Every line below should be copied exactly; drop the pictures.

*-*-*

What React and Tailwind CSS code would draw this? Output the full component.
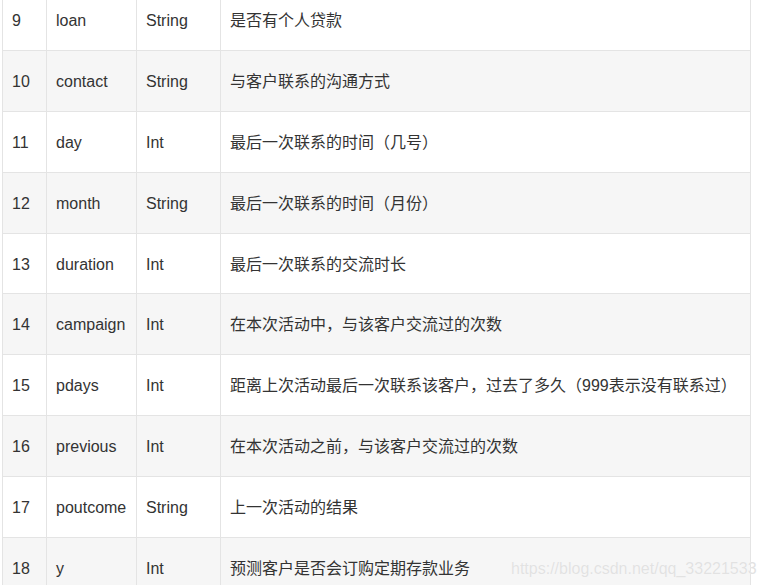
import React from 'react';

const rows = [
  ['9', 'loan', 'String', '是否有个人贷款'],
  ['10', 'contact', 'String', '与客户联系的沟通方式'],
  ['11', 'day', 'Int', '最后一次联系的时间（几号）'],
  ['12', 'month', 'String', '最后一次联系的时间（月份）'],
  ['13', 'duration', 'Int', '最后一次联系的交流时长'],
  ['14', 'campaign', 'Int', '在本次活动中，与该客户交流过的次数'],
  ['15', 'pdays', 'Int', '距离上次活动最后一次联系该客户，过去了多久（999表示没有联系过）'],
  ['16', 'previous', 'Int', '在本次活动之前，与该客户交流过的次数'],
  ['17', 'poutcome', 'String', '上一次活动的结果'],
  ['18', 'y', 'Int', '预测客户是否会订购定期存款业务'],
];

const App = () => {
  return (
    <div className="relative w-[764px] h-[585px] overflow-hidden bg-white text-[#333] text-[16px] font-['Liberation_Sans','Noto_Sans_CJK_SC',sans-serif]">
      <div className="ml-[2px] -mt-[10px] w-[749px] border-x border-[#e4e4e4]">
        {rows.map((r, i) => (
          <div
            key={r[0]}
            className={`flex h-[60.9px] border-b border-[#e4e4e4] ${i % 2 === 1 ? 'bg-[#f6f6f6]' : 'bg-white'}`}
          >
            <div className="w-[44px] shrink-0 flex items-center pl-[9px] pt-[2px] border-r border-[#e4e4e4]">{r[0]}</div>
            <div className="w-[90px] shrink-0 flex items-center pl-[9px] pt-[2px] border-r border-[#e4e4e4]">{r[1]}</div>
            <div className="w-[84px] shrink-0 flex items-center pl-[9px] pt-[2px] border-r border-[#e4e4e4]">{r[2]}</div>
            <div className="flex-1 flex items-center pl-[9px] pt-[2px] whitespace-nowrap">{r[3]}</div>
          </div>
        ))}
      </div>
      <div className="absolute left-[511px] top-[557px] text-[16px] text-[#e2e2e2] [text-shadow:0_0_1px_#ffffff] whitespace-nowrap">
        https://blog.csdn.net/qq_33221533
      </div>
    </div>
  );
};

export default App;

*-*-*

• [Final answer]
What React and Tailwind CSS code would draw this? Output the full component.
import React from 'react';

const rows = [
  ['9', 'loan', 'String', '是否有个人贷款'],
  ['10', 'contact', 'String', '与客户联系的沟通方式'],
  ['11', 'day', 'Int', '最后一次联系的时间（几号）'],
  ['12', 'month', 'String', '最后一次联系的时间（月份）'],
  ['13', 'duration', 'Int', '最后一次联系的交流时长'],
  ['14', 'campaign', 'Int', '在本次活动中，与该客户交流过的次数'],
  ['15', 'pdays', 'Int', '距离上次活动最后一次联系该客户，过去了多久（999表示没有联系过）'],
  ['16', 'previous', 'Int', '在本次活动之前，与该客户交流过的次数'],
  ['17', 'poutcome', 'String', '上一次活动的结果'],
  ['18', 'y', 'Int', '预测客户是否会订购定期存款业务'],
];

const App = () => {
  return (
    <div className="relative w-[764px] h-[585px] overflow-hidden bg-white text-[#333] text-[16px] font-['Liberation_Sans','Noto_Sans_CJK_SC',sans-serif]">
      <div className="ml-[2px] -mt-[10px] w-[749px] border-x border-[#e4e4e4]">
        {rows.map((r, i) => (
          <div
            key={r[0]}
            className={`flex h-[60.9px] border-b border-[#e4e4e4] ${i % 2 === 1 ? 'bg-[#f6f6f6]' : 'bg-white'}`}
          >
            <div className="w-[44px] shrink-0 flex items-center pl-[9px] pt-[2px] border-r border-[#e4e4e4]">{r[0]}</div>
            <div className="w-[90px] shrink-0 flex items-center pl-[9px] pt-[2px] border-r border-[#e4e4e4]">{r[1]}</div>
            <div className="w-[84px] shrink-0 flex items-center pl-[9px] pt-[2px] border-r border-[#e4e4e4]">{r[2]}</div>
            <div className="flex-1 flex items-center pl-[9px] pt-[2px] whitespace-nowrap">{r[3]}</div>
          </div>
        ))}
      </div>
      <div className="absolute left-[511px] top-[557px] text-[16px] text-[#e2e2e2] [text-shadow:0_0_1px_#ffffff] whitespace-nowrap">
        https://blog.csdn.net/qq_33221533
      </div>
    </div>
  );
};

export default App;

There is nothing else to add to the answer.